__EXERCISE BRIEF__. Without any pictures, restate the lines from the one containing "Reproduce this screenshot with React and" to the one containing "mr-[11px] mt-[19px] h-[2px]", word for word, ends included.

[Begin DATASET]

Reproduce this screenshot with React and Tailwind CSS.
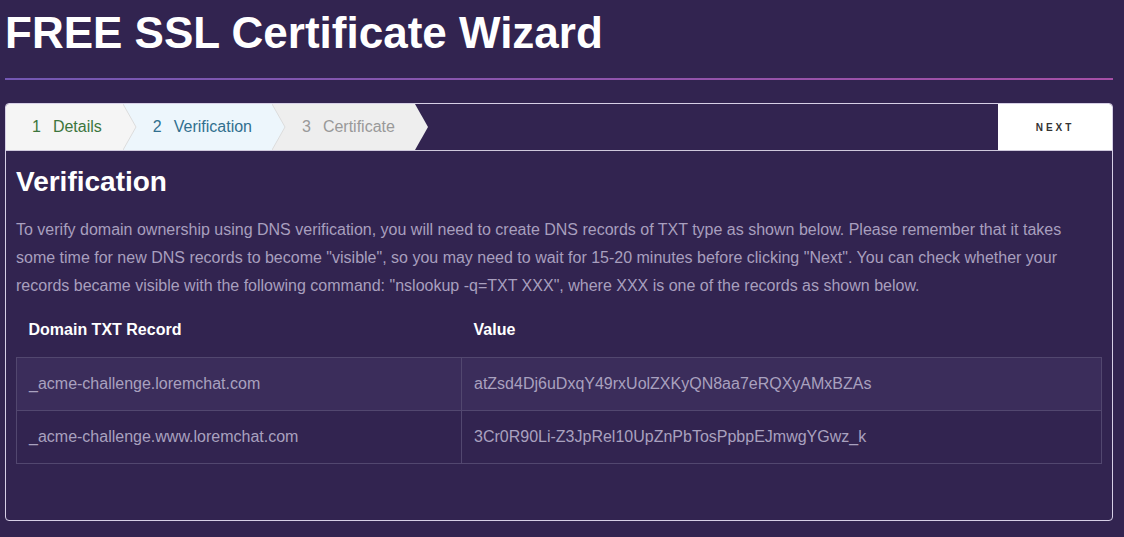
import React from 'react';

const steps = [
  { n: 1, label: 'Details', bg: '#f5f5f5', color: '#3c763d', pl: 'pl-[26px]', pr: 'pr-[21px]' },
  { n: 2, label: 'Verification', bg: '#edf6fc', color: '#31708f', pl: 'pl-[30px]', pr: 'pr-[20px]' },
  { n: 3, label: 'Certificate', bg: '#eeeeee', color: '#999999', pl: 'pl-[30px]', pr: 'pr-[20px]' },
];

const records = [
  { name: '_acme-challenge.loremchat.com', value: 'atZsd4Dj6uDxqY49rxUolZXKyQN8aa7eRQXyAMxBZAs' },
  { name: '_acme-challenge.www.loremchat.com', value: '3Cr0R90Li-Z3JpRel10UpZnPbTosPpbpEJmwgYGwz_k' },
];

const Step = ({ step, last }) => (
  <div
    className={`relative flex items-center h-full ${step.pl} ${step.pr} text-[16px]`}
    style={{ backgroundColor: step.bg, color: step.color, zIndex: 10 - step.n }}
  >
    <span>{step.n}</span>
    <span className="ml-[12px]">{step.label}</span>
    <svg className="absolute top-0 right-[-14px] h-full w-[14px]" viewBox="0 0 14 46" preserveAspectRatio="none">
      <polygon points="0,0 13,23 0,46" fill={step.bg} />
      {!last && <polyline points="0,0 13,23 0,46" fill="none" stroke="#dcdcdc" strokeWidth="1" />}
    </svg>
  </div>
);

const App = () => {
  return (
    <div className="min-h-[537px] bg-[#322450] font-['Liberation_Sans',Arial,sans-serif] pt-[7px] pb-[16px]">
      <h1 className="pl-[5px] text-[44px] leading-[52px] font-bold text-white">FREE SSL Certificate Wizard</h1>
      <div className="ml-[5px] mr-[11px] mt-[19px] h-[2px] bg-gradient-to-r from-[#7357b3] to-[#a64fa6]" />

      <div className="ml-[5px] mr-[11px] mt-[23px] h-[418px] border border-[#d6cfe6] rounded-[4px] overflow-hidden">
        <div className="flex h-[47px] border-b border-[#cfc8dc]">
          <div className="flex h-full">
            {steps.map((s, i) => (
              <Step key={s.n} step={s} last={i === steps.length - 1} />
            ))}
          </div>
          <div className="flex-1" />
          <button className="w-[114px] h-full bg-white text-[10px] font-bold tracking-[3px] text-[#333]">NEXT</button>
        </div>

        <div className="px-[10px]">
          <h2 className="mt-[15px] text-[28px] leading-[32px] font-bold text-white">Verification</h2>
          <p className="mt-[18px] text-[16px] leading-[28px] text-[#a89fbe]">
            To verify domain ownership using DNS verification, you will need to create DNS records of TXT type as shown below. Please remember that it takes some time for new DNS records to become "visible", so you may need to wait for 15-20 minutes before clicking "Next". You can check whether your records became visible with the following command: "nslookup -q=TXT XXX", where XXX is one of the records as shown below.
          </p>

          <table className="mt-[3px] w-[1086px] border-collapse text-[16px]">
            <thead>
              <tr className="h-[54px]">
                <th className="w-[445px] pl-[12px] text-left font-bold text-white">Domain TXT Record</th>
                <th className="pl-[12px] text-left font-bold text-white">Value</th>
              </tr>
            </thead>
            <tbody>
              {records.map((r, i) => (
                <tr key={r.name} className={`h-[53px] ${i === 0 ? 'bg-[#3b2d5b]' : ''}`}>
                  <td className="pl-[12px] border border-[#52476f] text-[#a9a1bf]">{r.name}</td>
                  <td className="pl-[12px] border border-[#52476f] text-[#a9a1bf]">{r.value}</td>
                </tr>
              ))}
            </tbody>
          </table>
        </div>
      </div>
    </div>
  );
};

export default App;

[End DATASET]
[Begin DATASET]

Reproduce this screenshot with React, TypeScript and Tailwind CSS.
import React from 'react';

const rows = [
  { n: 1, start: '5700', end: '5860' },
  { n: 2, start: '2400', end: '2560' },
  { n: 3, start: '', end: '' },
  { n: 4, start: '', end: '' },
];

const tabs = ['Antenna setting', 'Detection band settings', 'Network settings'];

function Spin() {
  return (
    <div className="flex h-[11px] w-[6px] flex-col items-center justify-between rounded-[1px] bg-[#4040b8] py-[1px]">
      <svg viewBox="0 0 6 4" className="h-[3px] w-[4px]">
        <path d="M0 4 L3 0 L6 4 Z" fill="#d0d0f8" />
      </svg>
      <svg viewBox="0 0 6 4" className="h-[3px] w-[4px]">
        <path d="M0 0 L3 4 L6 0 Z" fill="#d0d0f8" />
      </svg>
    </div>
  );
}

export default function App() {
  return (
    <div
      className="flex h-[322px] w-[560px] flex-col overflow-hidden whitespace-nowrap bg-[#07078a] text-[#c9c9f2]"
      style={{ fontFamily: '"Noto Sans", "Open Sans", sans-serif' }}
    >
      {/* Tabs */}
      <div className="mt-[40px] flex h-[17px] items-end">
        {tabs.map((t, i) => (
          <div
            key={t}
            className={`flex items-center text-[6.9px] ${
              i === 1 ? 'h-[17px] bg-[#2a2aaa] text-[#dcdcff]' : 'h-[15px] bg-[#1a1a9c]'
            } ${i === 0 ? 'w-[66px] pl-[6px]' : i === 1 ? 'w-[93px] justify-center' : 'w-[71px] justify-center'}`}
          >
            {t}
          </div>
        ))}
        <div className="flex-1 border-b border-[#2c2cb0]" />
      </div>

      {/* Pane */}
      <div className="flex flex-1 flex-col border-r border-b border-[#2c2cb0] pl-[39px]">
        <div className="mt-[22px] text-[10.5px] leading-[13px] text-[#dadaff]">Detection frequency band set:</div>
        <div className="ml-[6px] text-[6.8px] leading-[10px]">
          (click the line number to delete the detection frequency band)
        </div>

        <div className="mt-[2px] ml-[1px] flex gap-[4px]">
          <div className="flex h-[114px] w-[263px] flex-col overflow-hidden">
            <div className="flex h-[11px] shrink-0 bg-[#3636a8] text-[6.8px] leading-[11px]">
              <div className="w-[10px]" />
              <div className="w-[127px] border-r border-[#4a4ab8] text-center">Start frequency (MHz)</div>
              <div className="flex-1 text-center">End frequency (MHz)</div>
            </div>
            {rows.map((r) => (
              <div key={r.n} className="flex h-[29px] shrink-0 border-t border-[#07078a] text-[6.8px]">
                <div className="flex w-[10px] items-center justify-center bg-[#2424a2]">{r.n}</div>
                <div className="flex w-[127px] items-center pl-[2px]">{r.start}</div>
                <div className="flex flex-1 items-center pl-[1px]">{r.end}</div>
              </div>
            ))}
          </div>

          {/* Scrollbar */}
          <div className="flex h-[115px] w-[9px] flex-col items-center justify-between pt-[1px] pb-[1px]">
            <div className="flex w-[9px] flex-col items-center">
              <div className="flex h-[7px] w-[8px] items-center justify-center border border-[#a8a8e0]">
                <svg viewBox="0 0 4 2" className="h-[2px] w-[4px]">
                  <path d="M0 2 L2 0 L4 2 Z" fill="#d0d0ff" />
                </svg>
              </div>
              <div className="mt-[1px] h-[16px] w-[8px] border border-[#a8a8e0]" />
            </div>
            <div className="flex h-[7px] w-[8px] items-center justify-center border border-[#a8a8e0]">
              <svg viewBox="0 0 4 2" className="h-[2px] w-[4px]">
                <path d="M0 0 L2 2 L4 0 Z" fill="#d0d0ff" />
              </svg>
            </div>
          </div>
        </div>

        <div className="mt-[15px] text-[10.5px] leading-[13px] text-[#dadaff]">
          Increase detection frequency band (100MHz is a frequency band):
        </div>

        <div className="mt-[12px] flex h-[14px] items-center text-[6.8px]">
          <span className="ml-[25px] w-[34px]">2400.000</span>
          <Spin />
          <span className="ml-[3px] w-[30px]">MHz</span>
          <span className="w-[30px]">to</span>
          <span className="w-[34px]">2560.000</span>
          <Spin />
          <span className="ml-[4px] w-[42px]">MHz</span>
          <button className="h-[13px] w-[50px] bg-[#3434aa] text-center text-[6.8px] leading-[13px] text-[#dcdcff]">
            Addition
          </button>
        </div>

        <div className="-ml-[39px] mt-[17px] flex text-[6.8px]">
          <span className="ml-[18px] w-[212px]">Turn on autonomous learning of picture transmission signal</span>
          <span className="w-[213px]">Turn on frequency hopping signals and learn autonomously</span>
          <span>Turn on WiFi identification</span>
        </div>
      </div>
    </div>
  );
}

[End DATASET]
[Begin DATASET]

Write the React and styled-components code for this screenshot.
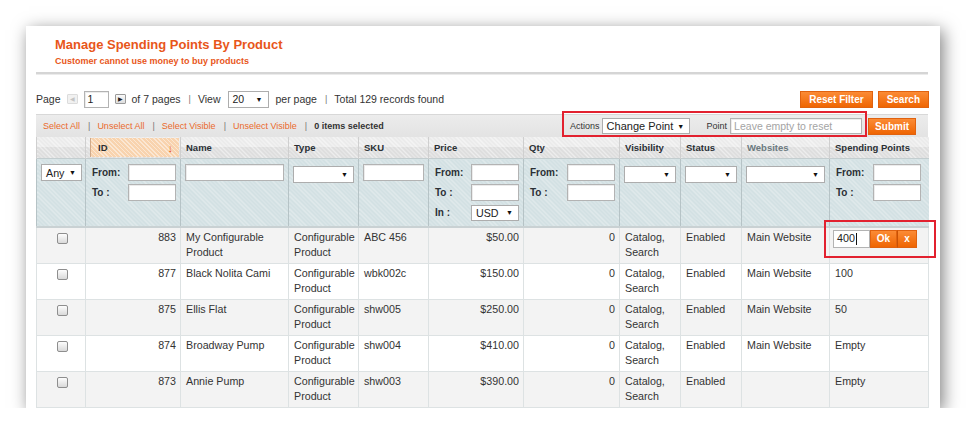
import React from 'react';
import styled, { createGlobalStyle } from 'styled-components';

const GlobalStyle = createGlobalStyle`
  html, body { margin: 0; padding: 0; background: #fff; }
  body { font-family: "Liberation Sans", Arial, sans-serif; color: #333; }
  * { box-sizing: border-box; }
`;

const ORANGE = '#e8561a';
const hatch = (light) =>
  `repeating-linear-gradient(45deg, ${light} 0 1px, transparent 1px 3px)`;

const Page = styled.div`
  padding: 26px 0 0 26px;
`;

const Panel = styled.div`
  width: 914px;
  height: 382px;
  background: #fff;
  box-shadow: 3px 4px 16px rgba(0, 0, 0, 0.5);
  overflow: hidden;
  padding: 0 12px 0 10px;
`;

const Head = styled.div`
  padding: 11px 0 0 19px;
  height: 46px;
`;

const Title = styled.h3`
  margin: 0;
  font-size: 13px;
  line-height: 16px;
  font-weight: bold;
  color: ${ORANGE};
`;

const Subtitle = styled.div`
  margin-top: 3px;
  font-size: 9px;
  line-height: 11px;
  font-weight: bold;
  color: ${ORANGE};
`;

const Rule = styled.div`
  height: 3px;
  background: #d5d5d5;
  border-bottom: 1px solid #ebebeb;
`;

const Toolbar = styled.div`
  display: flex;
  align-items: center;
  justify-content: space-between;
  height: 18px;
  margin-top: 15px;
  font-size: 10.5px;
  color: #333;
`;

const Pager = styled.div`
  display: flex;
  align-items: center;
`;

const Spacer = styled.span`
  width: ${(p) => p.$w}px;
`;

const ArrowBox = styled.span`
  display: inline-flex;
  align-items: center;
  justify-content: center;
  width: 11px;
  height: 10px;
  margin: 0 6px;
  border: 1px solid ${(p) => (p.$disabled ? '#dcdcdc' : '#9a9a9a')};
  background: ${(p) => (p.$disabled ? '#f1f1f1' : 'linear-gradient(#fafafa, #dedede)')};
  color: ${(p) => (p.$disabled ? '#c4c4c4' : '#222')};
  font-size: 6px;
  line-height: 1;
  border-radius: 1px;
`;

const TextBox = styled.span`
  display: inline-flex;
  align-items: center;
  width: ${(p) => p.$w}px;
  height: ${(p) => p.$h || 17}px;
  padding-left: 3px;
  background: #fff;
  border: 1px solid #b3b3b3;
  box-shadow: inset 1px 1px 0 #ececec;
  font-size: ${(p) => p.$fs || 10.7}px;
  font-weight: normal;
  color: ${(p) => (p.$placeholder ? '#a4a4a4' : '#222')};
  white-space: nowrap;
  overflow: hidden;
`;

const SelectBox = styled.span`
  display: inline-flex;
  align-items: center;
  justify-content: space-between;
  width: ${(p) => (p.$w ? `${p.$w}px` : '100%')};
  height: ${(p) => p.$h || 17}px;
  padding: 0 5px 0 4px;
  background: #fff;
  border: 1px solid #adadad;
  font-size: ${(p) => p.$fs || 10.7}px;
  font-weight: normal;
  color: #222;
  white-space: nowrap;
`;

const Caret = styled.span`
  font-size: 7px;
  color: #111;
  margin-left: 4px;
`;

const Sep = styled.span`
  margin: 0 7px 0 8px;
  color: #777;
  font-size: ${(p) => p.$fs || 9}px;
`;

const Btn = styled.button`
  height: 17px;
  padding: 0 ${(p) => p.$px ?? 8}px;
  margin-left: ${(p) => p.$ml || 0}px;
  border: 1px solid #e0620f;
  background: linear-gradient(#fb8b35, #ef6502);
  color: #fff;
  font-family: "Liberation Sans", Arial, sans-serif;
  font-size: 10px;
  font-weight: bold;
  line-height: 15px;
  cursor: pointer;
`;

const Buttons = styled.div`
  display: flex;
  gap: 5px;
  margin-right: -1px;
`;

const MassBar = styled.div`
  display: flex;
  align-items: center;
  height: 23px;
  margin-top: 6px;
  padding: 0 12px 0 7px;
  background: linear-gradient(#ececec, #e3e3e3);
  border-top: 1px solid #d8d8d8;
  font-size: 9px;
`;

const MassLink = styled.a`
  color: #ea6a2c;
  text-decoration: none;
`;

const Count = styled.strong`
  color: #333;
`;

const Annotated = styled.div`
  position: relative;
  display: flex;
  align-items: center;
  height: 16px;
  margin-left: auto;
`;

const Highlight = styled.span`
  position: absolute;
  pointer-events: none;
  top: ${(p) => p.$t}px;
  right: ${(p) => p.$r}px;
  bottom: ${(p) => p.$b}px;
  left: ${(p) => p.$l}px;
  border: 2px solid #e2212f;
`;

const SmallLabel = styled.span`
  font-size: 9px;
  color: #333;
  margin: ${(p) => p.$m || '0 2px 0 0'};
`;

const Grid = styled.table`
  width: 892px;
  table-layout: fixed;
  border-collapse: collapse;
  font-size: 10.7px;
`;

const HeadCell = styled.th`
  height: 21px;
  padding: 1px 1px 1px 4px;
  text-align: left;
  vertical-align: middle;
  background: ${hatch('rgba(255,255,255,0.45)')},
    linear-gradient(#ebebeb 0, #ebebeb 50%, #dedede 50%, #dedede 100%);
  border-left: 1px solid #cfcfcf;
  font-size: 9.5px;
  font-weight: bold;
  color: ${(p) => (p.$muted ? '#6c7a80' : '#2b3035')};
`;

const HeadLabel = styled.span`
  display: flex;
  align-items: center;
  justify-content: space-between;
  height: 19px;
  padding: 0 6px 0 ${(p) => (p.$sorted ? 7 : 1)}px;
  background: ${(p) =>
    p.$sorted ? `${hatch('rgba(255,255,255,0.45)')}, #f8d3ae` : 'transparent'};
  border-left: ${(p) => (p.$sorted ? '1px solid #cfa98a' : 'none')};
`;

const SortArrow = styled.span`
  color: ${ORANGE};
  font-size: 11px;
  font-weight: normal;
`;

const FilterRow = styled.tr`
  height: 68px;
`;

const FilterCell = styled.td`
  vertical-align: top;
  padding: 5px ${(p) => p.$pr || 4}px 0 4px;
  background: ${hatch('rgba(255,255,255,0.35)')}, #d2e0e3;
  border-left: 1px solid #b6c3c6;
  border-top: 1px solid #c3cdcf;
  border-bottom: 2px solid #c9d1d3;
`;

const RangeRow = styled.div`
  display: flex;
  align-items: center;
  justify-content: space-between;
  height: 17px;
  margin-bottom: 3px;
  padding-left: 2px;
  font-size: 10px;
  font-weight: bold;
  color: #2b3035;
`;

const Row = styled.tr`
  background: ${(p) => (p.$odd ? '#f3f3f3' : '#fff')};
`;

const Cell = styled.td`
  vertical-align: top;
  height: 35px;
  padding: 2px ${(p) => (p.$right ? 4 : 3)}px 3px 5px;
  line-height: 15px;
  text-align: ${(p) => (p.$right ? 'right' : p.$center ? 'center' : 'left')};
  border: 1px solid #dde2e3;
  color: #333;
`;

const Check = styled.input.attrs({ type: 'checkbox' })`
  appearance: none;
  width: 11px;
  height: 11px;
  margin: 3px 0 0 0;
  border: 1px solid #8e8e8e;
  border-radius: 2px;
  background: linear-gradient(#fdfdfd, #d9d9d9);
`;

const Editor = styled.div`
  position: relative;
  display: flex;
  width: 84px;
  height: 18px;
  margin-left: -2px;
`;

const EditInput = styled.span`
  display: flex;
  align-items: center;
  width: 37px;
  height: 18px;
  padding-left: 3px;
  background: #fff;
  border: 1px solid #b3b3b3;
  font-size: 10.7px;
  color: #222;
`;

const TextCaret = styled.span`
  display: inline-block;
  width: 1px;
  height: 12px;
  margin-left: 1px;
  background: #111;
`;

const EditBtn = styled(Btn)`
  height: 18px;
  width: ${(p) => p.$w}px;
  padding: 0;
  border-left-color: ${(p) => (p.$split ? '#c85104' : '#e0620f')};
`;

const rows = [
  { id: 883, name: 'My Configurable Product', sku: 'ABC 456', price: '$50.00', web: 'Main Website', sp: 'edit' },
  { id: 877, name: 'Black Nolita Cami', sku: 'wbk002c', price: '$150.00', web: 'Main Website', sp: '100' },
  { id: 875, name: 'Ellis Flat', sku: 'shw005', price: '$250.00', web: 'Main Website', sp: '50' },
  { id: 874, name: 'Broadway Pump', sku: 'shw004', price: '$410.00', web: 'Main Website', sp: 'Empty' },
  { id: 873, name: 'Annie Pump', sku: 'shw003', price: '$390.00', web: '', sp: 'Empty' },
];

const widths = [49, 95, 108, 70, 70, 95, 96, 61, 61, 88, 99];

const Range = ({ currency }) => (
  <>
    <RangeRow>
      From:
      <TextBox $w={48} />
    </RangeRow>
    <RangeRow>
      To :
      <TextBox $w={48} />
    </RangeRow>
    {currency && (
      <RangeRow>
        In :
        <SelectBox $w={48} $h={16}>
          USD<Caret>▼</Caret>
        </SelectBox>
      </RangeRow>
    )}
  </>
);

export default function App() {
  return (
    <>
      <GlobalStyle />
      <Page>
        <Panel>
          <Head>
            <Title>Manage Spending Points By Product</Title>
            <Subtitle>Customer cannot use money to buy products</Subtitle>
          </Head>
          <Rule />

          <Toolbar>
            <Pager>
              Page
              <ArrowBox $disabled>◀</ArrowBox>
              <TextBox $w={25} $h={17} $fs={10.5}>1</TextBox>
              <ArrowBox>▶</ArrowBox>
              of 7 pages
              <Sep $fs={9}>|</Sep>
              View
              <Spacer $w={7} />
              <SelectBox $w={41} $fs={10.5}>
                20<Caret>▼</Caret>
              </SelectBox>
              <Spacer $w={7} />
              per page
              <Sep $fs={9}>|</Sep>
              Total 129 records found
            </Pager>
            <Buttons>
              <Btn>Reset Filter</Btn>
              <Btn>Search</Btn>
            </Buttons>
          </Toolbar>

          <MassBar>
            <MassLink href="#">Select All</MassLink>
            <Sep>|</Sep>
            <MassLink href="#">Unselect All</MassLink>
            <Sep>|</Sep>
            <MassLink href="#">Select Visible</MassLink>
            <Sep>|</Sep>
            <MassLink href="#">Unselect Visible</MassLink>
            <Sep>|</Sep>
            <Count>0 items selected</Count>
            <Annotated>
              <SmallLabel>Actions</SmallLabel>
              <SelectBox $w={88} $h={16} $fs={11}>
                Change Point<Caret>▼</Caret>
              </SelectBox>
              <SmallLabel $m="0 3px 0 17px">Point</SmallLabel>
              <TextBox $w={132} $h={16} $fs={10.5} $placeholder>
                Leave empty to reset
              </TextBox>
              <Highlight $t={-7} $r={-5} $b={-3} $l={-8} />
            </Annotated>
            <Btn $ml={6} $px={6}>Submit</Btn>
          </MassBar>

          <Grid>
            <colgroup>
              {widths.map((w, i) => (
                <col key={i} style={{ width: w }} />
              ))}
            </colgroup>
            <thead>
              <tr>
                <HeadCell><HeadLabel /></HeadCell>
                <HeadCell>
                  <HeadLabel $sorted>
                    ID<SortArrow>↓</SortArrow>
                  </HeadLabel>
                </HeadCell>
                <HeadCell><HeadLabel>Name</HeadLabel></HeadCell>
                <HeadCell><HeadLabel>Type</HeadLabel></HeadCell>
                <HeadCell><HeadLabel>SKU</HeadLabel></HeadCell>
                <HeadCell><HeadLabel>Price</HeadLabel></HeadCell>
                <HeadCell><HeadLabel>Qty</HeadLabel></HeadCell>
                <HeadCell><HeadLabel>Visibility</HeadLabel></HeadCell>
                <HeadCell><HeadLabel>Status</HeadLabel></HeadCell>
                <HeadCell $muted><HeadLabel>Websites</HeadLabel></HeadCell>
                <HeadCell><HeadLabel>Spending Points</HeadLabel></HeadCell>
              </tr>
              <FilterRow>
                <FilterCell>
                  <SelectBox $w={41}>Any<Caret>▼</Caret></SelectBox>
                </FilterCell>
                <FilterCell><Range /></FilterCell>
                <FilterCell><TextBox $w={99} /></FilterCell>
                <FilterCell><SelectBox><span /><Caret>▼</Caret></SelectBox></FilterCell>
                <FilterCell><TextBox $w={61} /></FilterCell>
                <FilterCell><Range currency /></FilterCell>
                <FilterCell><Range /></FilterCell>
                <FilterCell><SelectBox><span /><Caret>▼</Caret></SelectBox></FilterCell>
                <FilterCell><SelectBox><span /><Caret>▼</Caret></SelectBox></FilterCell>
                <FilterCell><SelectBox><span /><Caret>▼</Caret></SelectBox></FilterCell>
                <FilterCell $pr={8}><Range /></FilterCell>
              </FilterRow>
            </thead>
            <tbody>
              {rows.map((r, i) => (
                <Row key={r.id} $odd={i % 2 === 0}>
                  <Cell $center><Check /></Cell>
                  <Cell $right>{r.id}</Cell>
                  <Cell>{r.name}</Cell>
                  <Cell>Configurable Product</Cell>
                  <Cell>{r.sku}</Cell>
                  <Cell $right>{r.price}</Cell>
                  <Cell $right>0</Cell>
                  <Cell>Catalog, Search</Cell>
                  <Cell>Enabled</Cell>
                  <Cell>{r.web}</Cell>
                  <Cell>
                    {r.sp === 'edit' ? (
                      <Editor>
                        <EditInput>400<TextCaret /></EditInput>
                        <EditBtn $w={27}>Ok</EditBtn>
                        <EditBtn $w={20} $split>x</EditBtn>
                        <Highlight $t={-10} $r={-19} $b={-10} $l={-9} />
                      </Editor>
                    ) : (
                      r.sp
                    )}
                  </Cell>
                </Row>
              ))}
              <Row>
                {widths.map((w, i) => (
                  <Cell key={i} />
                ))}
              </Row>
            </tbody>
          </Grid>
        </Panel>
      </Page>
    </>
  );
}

[End DATASET]

__FINISHED TASK__.
Reproduce this screenshot with React and Tailwind CSS.
import React from 'react';

const steps = [
  { n: 1, label: 'Details', bg: '#f5f5f5', color: '#3c763d', pl: 'pl-[26px]', pr: 'pr-[21px]' },
  { n: 2, label: 'Verification', bg: '#edf6fc', color: '#31708f', pl: 'pl-[30px]', pr: 'pr-[20px]' },
  { n: 3, label: 'Certificate', bg: '#eeeeee', color: '#999999', pl: 'pl-[30px]', pr: 'pr-[20px]' },
];

const records = [
  { name: '_acme-challenge.loremchat.com', value: 'atZsd4Dj6uDxqY49rxUolZXKyQN8aa7eRQXyAMxBZAs' },
  { name: '_acme-challenge.www.loremchat.com', value: '3Cr0R90Li-Z3JpRel10UpZnPbTosPpbpEJmwgYGwz_k' },
];

const Step = ({ step, last }) => (
  <div
    className={`relative flex items-center h-full ${step.pl} ${step.pr} text-[16px]`}
    style={{ backgroundColor: step.bg, color: step.color, zIndex: 10 - step.n }}
  >
    <span>{step.n}</span>
    <span className="ml-[12px]">{step.label}</span>
    <svg className="absolute top-0 right-[-14px] h-full w-[14px]" viewBox="0 0 14 46" preserveAspectRatio="none">
      <polygon points="0,0 13,23 0,46" fill={step.bg} />
      {!last && <polyline points="0,0 13,23 0,46" fill="none" stroke="#dcdcdc" strokeWidth="1" />}
    </svg>
  </div>
);

const App = () => {
  return (
    <div className="min-h-[537px] bg-[#322450] font-['Liberation_Sans',Arial,sans-serif] pt-[7px] pb-[16px]">
      <h1 className="pl-[5px] text-[44px] leading-[52px] font-bold text-white">FREE SSL Certificate Wizard</h1>
      <div className="ml-[5px] mr-[11px] mt-[19px] h-[2px] bg-gradient-to-r from-[#7357b3] to-[#a64fa6]" />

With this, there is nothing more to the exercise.